As gerações posteriores viriam a assimilar costumes e ideias alimentadas por estes acontecimentos. Mesmo sem terem assistido, filhos e netos foram educados de acordo com o ambiente vivido.
Quanto à atmosfera psicopolítica, com todas as suas regras de lealdade, de identificação tribal. Do que era ou não permitido, a coisa não se ficava pelos «nomes deles» e pelos «nossos nomes», pelo «nós» e «eles», pela «nossa comunidade» e a «comunidade deles, pela «ponta de lá da estrada» e pelo «outro lado do canal» e pelo «para lá da fronteira».
O medo e a aculturação da geração de uma menina de 18 anos, nossa narradora, são formados pelo sangue, pelo discurso de ódio, pelas explosões.
O que nos diz Anna Burns? Que depois de tudo, há esperança. Mesmo que reduzida, mesmo que imperceptível sob o sexismo dominante, violência religiosa e política, ou ostracismo social, há sempre uma saída. É isso que nos dá conta a voz desta “Irmão do Meio”, que nada quer ter a ver com questões políticas, não gosta do século XX, e prefere andar pelas ruas a ler romances do século XIX. É a assimilação da mensagem passada pela professora de francês. Todos os dias há pores-do-sol, há sempre um novo capítulo. As ideias do passado devem ser abandonadas e estar-se receptivo a novas interpretações. “Nunca se sabe quando virá o momento de charneira, a reviravolta, o instante em que tudo mudará e o significado de tudo isto se revelará.” concluiu a professora de francês. Mas até isso suceder o caminho é árduo e pedregoso. O ambiente social limita a individualidade, as vontades. Além disso, há algo que vai coarctar ainda mais o espaço da narradora. É a própria sociedade que a limita, mesmo ela não tendo visto nascer o conflito, mesmo ela não tendo sido agente activa no persistente boato, como todos pensam. Além de toda a vigilância e espionagem – “A máquina fotográfica escondida disparou, um disparo que soou a forças de segurança governamentais, tal como um outro arbusto posicionado algures naquela mesma represa fizera uma semana antes.”– a “Irmã do Meio” é sujeita ao assédio de um homem com cerca de 40 anos a quem chamam de Leiteiro. Não o verdadeiro, que acaba por sofrer na pele os atritos sociais, mas um homem que, por vias do deflagrado boato, se vê nomeado como tal.
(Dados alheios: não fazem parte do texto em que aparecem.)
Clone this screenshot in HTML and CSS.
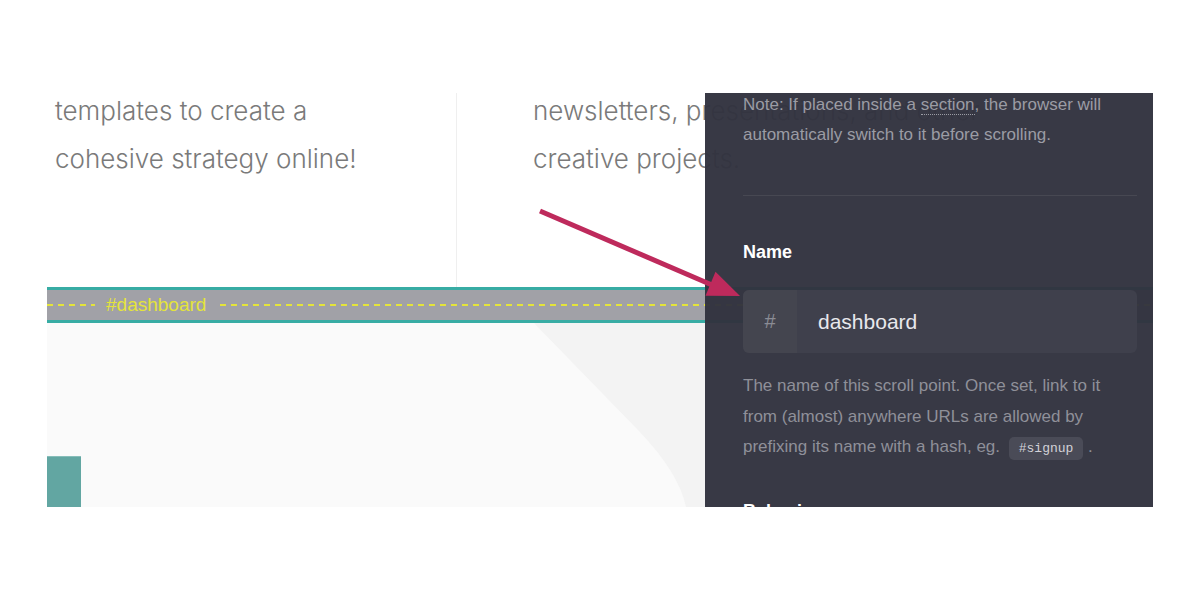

Anna Burns não dá tréguas e reduz as personagens a questões físicas, familiares ou psicológicas. Além de todas as questões já mencionadas, a “Irmã do Meio” é ostracizada devido aos boatos que a envolvem com o misterioso Leiteiro.
“Por causa do leiteiro, eu ganhara o hábito de, ao chegar a casa ao fim do dia, ver debaixo da cama, atrás da porta, no roupeiro e por aí fora, porque ele podia estar ali dentro, debaixo de alguma coisa ou escondido atrás de alguma coisa; e também verificava as cortinas, confirmava que estavam bem fechadas e que ele não estava escondido fosse do lado de dentro da janela, fosse do lado de fora. E então percebi que as coisas tinham chegado a um ponto em que, ao fazer aquelas verificações, eu agora achava que a própria comunidade poderia andas a esconder-se no meu quarto.”
O boato destrói, insidioso, as relações da narradora. De um mal-estar geral, vai apodrecendo as relações mais próximas. O “Namorado Mais ou Menos”, a melhor amiga e a família vão se afastando da assediada. Eles ampliam o poder do leiteiro. É o #Metoo em tempos bombistas.
Percebe-se a atribuição do “Man Booker Prize 2018” a “Milkman”. A voz de Anna Burns tem uma toada diferenciadora, viciante, até quase hipnótica. A tensão é constante; o leitor não sabe quem é o leiteiro, não sabe o que vai acontecer à “Irmã do Meio” e muito menos sabe sobre o fim das hostilidades militares nesta cidade não nomeada. Mas sabe que Anna Burns consegue construir uma personagem marcante num ambiente opressivo e sempre verosímil.